Problem to solve
Reply with the count of lines holding "drawn", nothing more.

========================

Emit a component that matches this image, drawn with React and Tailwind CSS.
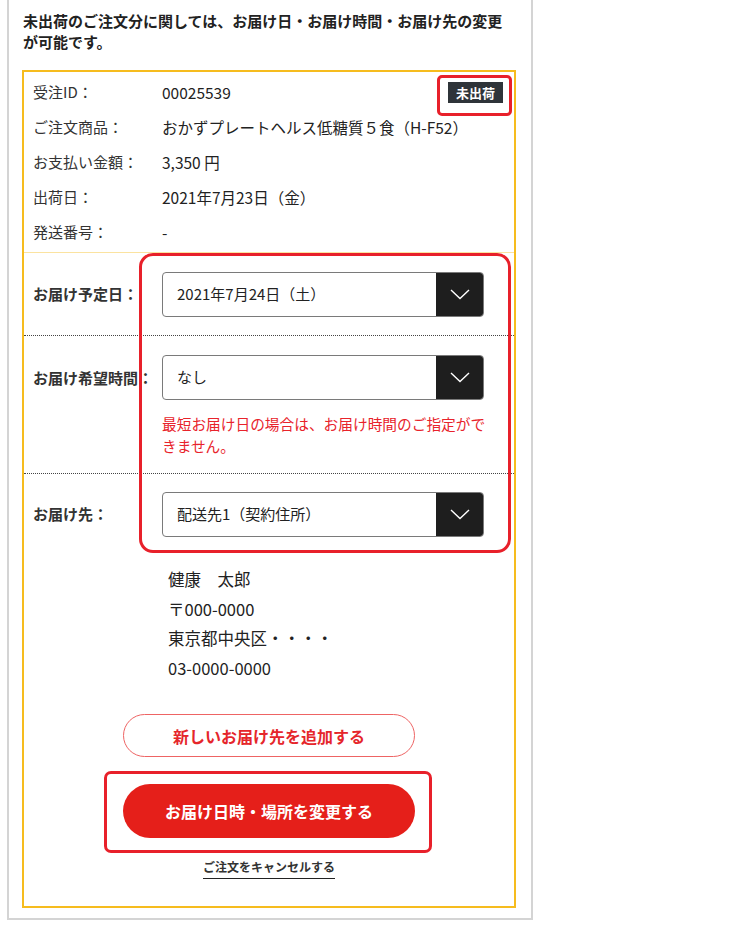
import React from "react";

const Chevron = () => (
  <svg width="20" height="11" viewBox="0 0 20 11" fill="none">
    <polyline points="1,1 10,9.5 19,1" stroke="#ffffff" strokeWidth="1.4" fill="none" />
  </svg>
);

const Select = ({ value }) => (
  <div className="flex h-[45px] w-[322px] rounded-[4px] border-[1.5px] border-[#7a7a7a] bg-white overflow-hidden">
    <div className="flex-1 flex items-center pl-[14px] text-[15px] text-[#222]">{value}</div>
    <div className="w-[47px] bg-[#1e1e1e] flex items-center justify-center">
      <Chevron />
    </div>
  </div>
);

const InfoRow = ({ label, value, children }) => (
  <div className="flex items-center h-[35px]">
    <div className="w-[129px] text-[15px] text-[#333]">{label}</div>
    <div className="text-[15.5px] text-[#222]">{value}</div>
    {children}
  </div>
);

export default function App() {
  return (
    <div
      className="relative w-[750px] h-[932px] bg-white"
      style={{ fontFamily: '"Noto Sans CJK JP", "Noto Sans", sans-serif' }}
    >
      <div className="ml-[7px] w-[526px] border-x-2 border-b-2 border-[#d4d4d4] pt-[10px] pb-[10px]">
        <p className="pl-[14px] pr-[20px] text-[15px] font-bold leading-[21px] text-[#222]">
          未出荷のご注文分に関しては、お届け日・お届け時間・お届け先の変更が可能です。
        </p>

        <div className="mt-[18px] ml-[13px] w-[494px] border-2 border-[#f6bc1e]">
          {/* info */}
          <div className="pt-[3px] pb-[2px] pl-[9px] border-b border-[#fbe3a0]">
            <InfoRow label="受注ID：" value="00025539">
              <div className="ml-auto mr-[11px] h-[21px] px-[8px] bg-[#2f3439] text-white text-[13px] font-bold leading-[21px]">
                未出荷
              </div>
            </InfoRow>
            <InfoRow label="ご注文商品：" value="おかずプレートヘルス低糖質５食（H-F52）" />
            <InfoRow label="お支払い金額：" value="3,350 円" />
            <InfoRow label="出荷日：" value="2021年7月23日（金）" />
            <InfoRow label="発送番号：" value="-" />
          </div>

          {/* delivery date */}
          <div className="flex items-center pl-[9px] pt-[19px] pb-[18px] border-b border-dotted border-[#444]">
            <div className="w-[129px] text-[15px] font-bold text-[#333]">お届け予定日：</div>
            <Select value="2021年7月24日（土）" />
          </div>

          {/* delivery time */}
          <div className="flex items-start pl-[9px] pt-[19px] pb-[16px] border-b border-dotted border-[#444]">
            <div className="w-[129px] h-[45px] leading-[45px] text-[15px] font-bold text-[#333] whitespace-nowrap">
              お届け希望時間：
            </div>
            <div className="flex flex-col">
              <Select value="なし" />
              <p className="mt-[13px] w-[332px] text-[14.7px] leading-[22px] text-[#e8232b]">
                最短お届け日の場合は、お届け時間のご指定ができません。
              </p>
            </div>
          </div>

          {/* destination */}
          <div className="flex items-center pl-[9px] pt-[18px]">
            <div className="w-[129px] text-[15px] font-bold text-[#333]">お届け先：</div>
            <Select value="配送先1（契約住所）" />
          </div>

          <div className="mt-[28px] pl-[144px] text-[16.5px] leading-[29.5px] text-[#222]">
            <p>健康　太郎</p>
            <p>〒000-0000</p>
            <p>東京都中央区・・・・</p>
            <p>03-0000-0000</p>
          </div>

          <div className="flex flex-col items-center pt-[31px] pb-[27px]">
            <button className="w-[292px] h-[43px] rounded-full border-[1.5px] border-[#ee6464] bg-white text-[#e5262b] text-[16px] font-bold">
              新しいお届け先を追加する
            </button>
            <button className="mt-[27px] w-[292px] h-[54px] rounded-full bg-[#e51f1a] text-white text-[16px] font-bold">
              お届け日時・場所を変更する
            </button>
            <span className="mt-[20px] text-[12px] leading-[18px] font-bold text-[#333] pb-[2px] border-b-[1.5px] border-[#222]">
              ご注文をキャンセルする
            </span>
          </div>
        </div>
      </div>

      {/* annotation highlights */}
      <div className="absolute left-[437px] top-[75px] w-[75px] h-[41px] border-[3px] border-[#e8202a] rounded-[5px]" />
      <div className="absolute left-[139px] top-[253px] w-[372px] h-[300px] border-[3.5px] border-[#e8202a] rounded-[14px]" />
      <div className="absolute left-[104px] top-[771px] w-[328px] h-[82px] border-[3.5px] border-[#e8202a] rounded-[7px]" />
    </div>
  );
}
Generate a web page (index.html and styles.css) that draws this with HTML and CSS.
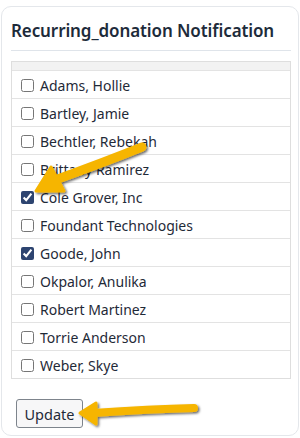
FILE: index.html
```html
<!DOCTYPE html>
<html>
<head>
<meta charset="utf-8">
<link rel="stylesheet" href="styles.css">
</head>
<body>
<div class="card">
  <h2 class="title">Recurring_donation Notification</h2>
  <hr class="rule">
  <div class="list">
    <div class="list-head"></div>
    <label class="row"><input type="checkbox"> Adams, Hollie</label>
    <label class="row"><input type="checkbox"> Bartley, Jamie</label>
    <label class="row"><input type="checkbox"> Bechtler, Rebekah</label>
    <label class="row"><input type="checkbox"> Brittany Ramirez</label>
    <label class="row"><input type="checkbox" checked> Cole Grover, Inc</label>
    <label class="row"><input type="checkbox"> Foundant Technologies</label>
    <label class="row"><input type="checkbox" checked> Goode, John</label>
    <label class="row"><input type="checkbox"> Okpalor, Anulika</label>
    <label class="row"><input type="checkbox"> Robert Martinez</label>
    <label class="row"><input type="checkbox"> Torrie Anderson</label>
    <label class="row"><input type="checkbox"> Weber, Skye</label>
  </div>
  <button class="btn">Update</button>
</div>
<svg class="arrows" width="300" height="438" viewBox="0 0 300 438">
  <defs>
    <filter id="sh" x="-20%" y="-20%" width="140%" height="140%">
      <feDropShadow dx="1.5" dy="1.5" stdDeviation="1" flood-color="#000" flood-opacity="0.6"/>
    </filter>
  </defs>
  <g filter="url(#sh)" fill="#f6b500" stroke="#f6b500" stroke-linecap="round" stroke-linejoin="round">
    <path d="M142 147 Q105 162 55 180" fill="none" stroke-width="9"/>
    <path d="M36 191 L51 167 L64 191 Z" stroke-width="3"/>
    <path d="M194 408 Q150 409 93 413" fill="none" stroke-width="8"/>
    <path d="M80 413 L96 403 L96 424 Z" stroke-width="3"/>
  </g>
</svg>
</body>
</html>
```
FILE: styles.css
```css
html, body {
  margin: 0;
  padding: 0;
  background: #ffffff;
}
body {
  position: relative;
  width: 300px;
  height: 438px;
  overflow: hidden;
  font-family: "Noto Sans", "DejaVu Sans", sans-serif;
  color: #212529;
}
.card {
  margin: 6px 1px 0 1px;
  border: 1px solid #e4e7eb;
  border-radius: 10px;
  padding: 11px 7px 8px 9px;
  box-sizing: border-box;
  height: 430px;
}
.title {
  margin: 0;
  font-size: 17px;
  font-weight: 600;
  line-height: 26px;
  color: #1d2b3a;
  letter-spacing: -0.1px;
}
.rule {
  margin: 6px 0 10px 0;
  border: 0;
  border-top: 1px solid #dfe4ea;
}
.list {
  width: 280px;
  box-sizing: border-box;
  border: 1px solid #dedede;
}
.list-head {
  height: 8px;
  background: #f2f2f2;
}
.row {
  display: flex;
  align-items: center;
  gap: 6px;
  box-sizing: border-box;
  height: 28px;
  padding: 1px 0 0 9px;
  border-top: 1px solid #e3e3e3;
  font-size: 14px;
  color: #1f2a38;
}
.row input {
  width: 13px;
  height: 13px;
  margin: 0;
  accent-color: #2d4470;
}
.btn {
  display: block;
  margin: 20px 0 0 5px;
  width: 67px;
  height: 29px;
  padding: 0;
  border: 1px solid #7d848c;
  border-radius: 3px;
  background: #f7f7f8;
  font-family: "Noto Sans", "DejaVu Sans", sans-serif;
  font-size: 14.5px;
  color: #1f2a38;
}
.arrows {
  position: absolute;
  left: 0;
  top: 0;
  pointer-events: none;
}
```
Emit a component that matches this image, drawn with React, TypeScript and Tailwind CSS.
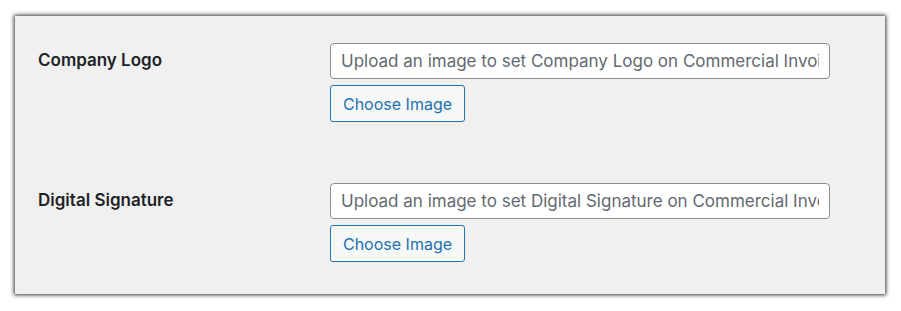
import React from "react";

function Row({ label, placeholder }: { label: string; placeholder: string }) {
  return (
    <div className="flex">
      <div className="w-[292px] shrink-0 pt-[6px] text-[17px] leading-[22px] font-semibold text-[#1d2327]">
        {label}
      </div>
      <div className="flex flex-col gap-[6px]">
        <input
          readOnly
          placeholder={placeholder}
          className="w-[500px] h-[36px] rounded-[4px] border border-[#8c8f94] bg-white px-[10px] text-[17px] text-[#2c3338] placeholder:text-[#646970] outline-none"
          style={{ fontFamily: "Inter, 'Noto Sans', sans-serif" }}
        />
        <button className="self-start h-[37px] w-[135px] rounded-[3px] border border-[#2271b1] bg-[#f6f7f7] text-[16px] text-[#2271b1]">
          Choose Image
        </button>
      </div>
    </div>
  );
}

export default function App() {
  return (
    <div className="w-[901px] h-[311px] bg-white pt-[16px] pl-[15px]" style={{ fontFamily: "Inter, 'Noto Sans', sans-serif" }}>
      <div className="w-[870px] h-[278px] bg-[#f0f0f0] shadow-[0_0_4px_1px_rgba(0,0,0,0.8)] pl-[23px] pt-[27px] flex flex-col gap-[61px]">
        <Row label="Company Logo" placeholder="Upload an image to set Company Logo on Commercial Invoice" />
        <Row label="Digital Signature" placeholder="Upload an image to set Digital Signature on Commercial Invoice" />
      </div>
    </div>
  );
}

========================

Right answer
2